§ 37.069 ESTIMATED USEFUL LIFE OF CITY ASSETS TABLE.
   (A)   Schedule. The city uses the following estimated life schedule for its capital assets:
Capital Asset Type
Estimated Life (Years)
Capital Asset Type
Estimated Life (Years)
Land
 
   Land acquired
Capitalized only/not depreciated
   Easements acquired
Capitalized only/not depreciated
Buildings
   Buildings acquired
50 or fewer years since built
   Building design and construction
50
   Building improvements
25
   Building components (HVAC systems, roofing)
20
Improvements
 
   Parks and recreation facilities (playground, shelters)
10—20
   Leasehold improvements
Useful life of asset or lease term (whichever is shorter)
   Land improvements-structure or groundwork (athletic fields, parking lots, fencing, landscaping)
20
Infrastructure
 
   Drainage
50
   Streets
50
   Curb and gutter
40
   Gateway enhancement and streetscape
25
   Bridges and tunnels (road bridges)
40
   Bridges and tunnels (pedestrian bridges)
30
   Sidewalks
30
   Traffic signals
35
   Streetlights
25
Equipment
 
   Furniture, fixtures
20 years
   Office equipment (Copiers, scanners and the like)
5 years
   Vehicles*
5—10 years (based on use or warranty)
   Machinery
5—15 years (based on use or warranty)
   Grounds equipment (mowers, tractors, attachments)
15
   Computer hardware
3—10
   Computer software
3—10
   Security cameras
10
*   Fire apparatus expected life is up to 15 years
 
   (B)   Capital leases. Some capital assets are acquired and owned by the city but the full acquisition price may not be immediately paid in full. Leased equipment should be capitalized if the lease agreement transfers ownership of the property to the lessee by the end of the lease term, or the present value of the minimum lease payments at the inception of the lease (excluding executory costs) equals at least 90% of the fair value of the leased property. The payments may occur over multiple years. For these types of purchases, each payment will be expensed. Leases that do not meet the criteria are considered operating leases.

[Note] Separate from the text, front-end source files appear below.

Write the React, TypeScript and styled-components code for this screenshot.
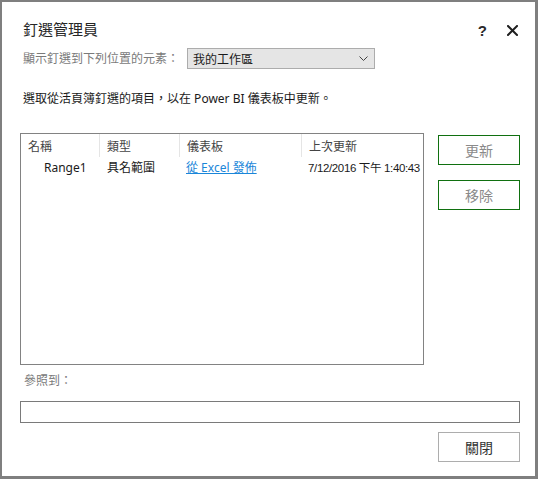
import styled, { createGlobalStyle } from "styled-components";

const GlobalStyle = createGlobalStyle`
  html, body {
    margin: 0;
    padding: 0;
    background: #ffffff;
  }
  body {
    font-family: "Noto Sans", "Noto Sans CJK TC", sans-serif;
    font-size: 12px;
    color: #262626;
  }
`;

const columns = [
  { key: "name", label: "名稱", width: 79 },
  { key: "type", label: "類型", width: 80 },
  { key: "dash", label: "儀表板", width: 122 },
  { key: "updated", label: "上次更新", width: 0 },
];

const App = () => {
  return (
    <>
      <GlobalStyle />
      <StyledDialog>
        <StyledTitleBar>
          <div className="title">釘選管理員</div>
          <div className="actions">
            <span className="help">?</span>
            <svg width="11" height="11" viewBox="0 0 11 11">
              <path
                d="M1 1 L10 10 M10 1 L1 10"
                stroke="#1f1f1f"
                strokeWidth="2"
                strokeLinecap="square"
              />
            </svg>
          </div>
        </StyledTitleBar>

        <StyledLocationRow>
          <StyledMutedLabel>顯示釘選到下列位置的元素：</StyledMutedLabel>
          <StyledSelect>
            <span>我的工作區</span>
            <svg width="9" height="6" viewBox="0 0 9 6">
              <path d="M0.5 0.5 L4.5 4.5 L8.5 0.5" stroke="#444" fill="none" />
            </svg>
          </StyledSelect>
        </StyledLocationRow>

        <StyledInstruction>
          選取從活頁簿釘選的項目，以在 Power BI 儀表板中更新。
        </StyledInstruction>

        <StyledMain>
          <StyledList>
            <StyledHeaderRow>
              {columns.map((c) => (
                <StyledCell key={c.key} $width={c.width} $header>
                  {c.label}
                </StyledCell>
              ))}
            </StyledHeaderRow>
            <StyledRow>
              <StyledCell $width={79} $indent={23}>
                Range1
              </StyledCell>
              <StyledCell $width={80}>具名範圍</StyledCell>
              <StyledCell $width={122} $indent={6}>
                <StyledLink>從 Excel 發佈</StyledLink>
              </StyledCell>
              <StyledCell $width={0} $indent={6}>
                <StyledDate>7/12/2016 下午 1:40:43</StyledDate>
              </StyledCell>
            </StyledRow>
          </StyledList>

          <StyledSideButtons>
            <StyledButton $variant="accent">更新</StyledButton>
            <StyledButton $variant="accent">移除</StyledButton>
          </StyledSideButtons>
        </StyledMain>

        <StyledRefLabel>參照到：</StyledRefLabel>
        <StyledInput />

        <StyledFooter>
          <StyledButton $variant="plain">關閉</StyledButton>
        </StyledFooter>
      </StyledDialog>
    </>
  );
};

const StyledDialog = styled.div`
  width: 538px;
  height: 479px;
  box-sizing: border-box;
  border-style: solid;
  border-color: #7f7f7f;
  border-width: 2px 3px 3px 2px;
  padding: 16px 15px 0 18px;
  display: flex;
  flex-direction: column;
  background: #fff;
`;

const StyledTitleBar = styled.div`
  height: 22px;
  display: flex;
  align-items: center;
  justify-content: space-between;

  .title {
    padding-left: 3px;
    font-size: 15px;
    line-height: 22px;
    color: #262626;
  }

  .actions {
    display: flex;
    align-items: center;
    gap: 20px;
    padding-right: 2px;
    padding-top: 2px;
  }

  .help {
    font-family: "Liberation Sans", sans-serif;
    font-size: 15px;
    font-weight: bold;
    color: #2a2a2a;
    line-height: 1;
  }
`;

const StyledLocationRow = styled.div`
  margin-top: 8px;
  display: flex;
  align-items: center;
  gap: 8px;
  padding-left: 3px;
`;

const StyledMutedLabel = styled.div`
  color: #7a7a7a;
  line-height: 16px;
`;

const StyledSelect = styled.div`
  width: 188px;
  height: 21px;
  box-sizing: border-box;
  background: #e5e5e5;
  border: 1px solid #acacac;
  display: flex;
  align-items: center;
  justify-content: space-between;
  padding: 0 6px 0 5px;
  color: #1a1a1a;
`;

const StyledInstruction = styled.div`
  margin-top: 22px;
  padding-left: 3px;
  line-height: 16px;
  color: #1a1a1a;
`;

const StyledMain = styled.div`
  margin-top: 26px;
  display: flex;
  gap: 14px;
`;

const StyledList = styled.div`
  width: 404px;
  height: 232px;
  box-sizing: border-box;
  border: 1px solid #828282;
`;

const StyledHeaderRow = styled.div`
  display: flex;
  height: 23px;
`;

const StyledRow = styled.div`
  display: flex;
  height: 20px;
  align-items: center;
`;

const StyledCell = styled.div<{
  $width: number;
  $header?: boolean;
  $indent?: number;
}>`
  ${(p) => (p.$width ? `width: ${p.$width}px;` : "flex: 1;")}
  box-sizing: border-box;
  padding-left: ${(p) => p.$indent ?? 7}px;
  white-space: nowrap;
  overflow: hidden;
  display: flex;
  align-items: center;
  color: ${(p) => (p.$header ? "#444" : "#1a1a1a")};
  ${(p) =>
    p.$header &&
    `
    height: 23px;
    &:not(:last-child) {
      border-right: 1px solid #e5e5e5;
    }
  `}
`;

const StyledDate = styled.span`
  font-family: "Liberation Sans", "Noto Sans CJK TC", sans-serif;
  font-size: 11.5px;
  letter-spacing: -0.35px;
`;

const StyledLink = styled.span`
  color: #1a86d9;
  text-decoration: underline;
`;

const StyledSideButtons = styled.div`
  padding-top: 2px;
  display: flex;
  flex-direction: column;
  gap: 15px;
`;

const StyledButton = styled.div<{ $variant: "accent" | "plain" }>`
  width: 82px;
  height: 30px;
  box-sizing: border-box;
  display: flex;
  align-items: center;
  justify-content: center;
  font-size: 14px;
  border: 1px solid
    ${(p) => (p.$variant === "accent" ? "#107010" : "#adadad")};
  color: ${(p) => (p.$variant === "accent" ? "#8a8a8a" : "#333")};
  background: #fff;
  cursor: pointer;
`;

const StyledRefLabel = styled.div`
  margin-top: 8px;
  padding-left: 4px;
  line-height: 16px;
  color: #7a7a7a;
`;

const StyledInput = styled.div`
  margin-top: 12px;
  height: 22px;
  box-sizing: border-box;
  border: 1px solid #7a7a7a;
`;

const StyledFooter = styled.div`
  margin-top: 9px;
  display: flex;
  justify-content: flex-end;
`;

export default App;
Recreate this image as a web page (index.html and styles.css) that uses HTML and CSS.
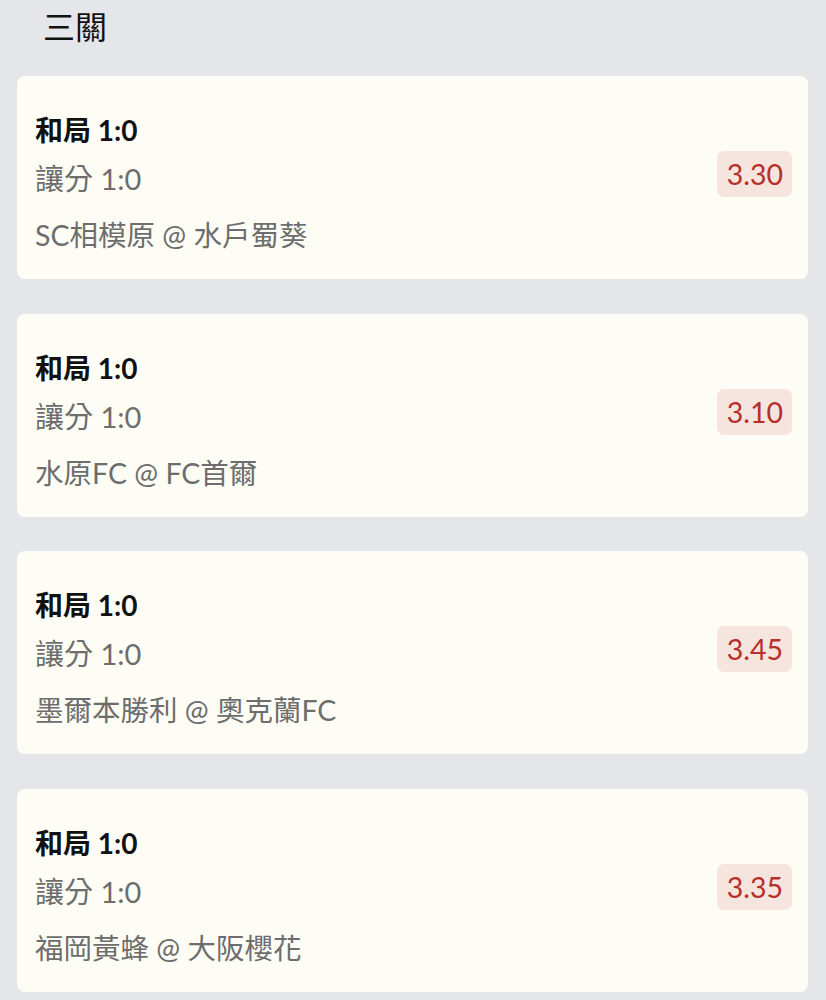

   (C)   Construction in progress. Construction is progress (CIP) is an asset account that represents the temporary accumulation of costs, such as labor, materials, equipment and any ancillary charges directly attributable to the construction of the project. Once the asset is complete and placed into service, the costs are classified in the appropriate capital asset category. This concept would be the same for buildings, infrastructure or internally generated assets.
   (D)   Exceptions. Exceptions are:
      (1)   Items costing less than the limits described which are permanently installed as a part of the cost of original construction or installation of a larger building or equipment unit will be included in the cost of the larger unit;
      (2)   Modular equipment added after original equipment construction of a larger building or equipment unit which may be put together to form larger units costing more than the prescribed limits will be charged to capital assets even though the cost of individual items is less than such units; and
      (3)   Cabinets, shelving, bookcases and similar items, added after the original construction, which are custom-made for a specific place and adaptable elsewhere, will be capitalized.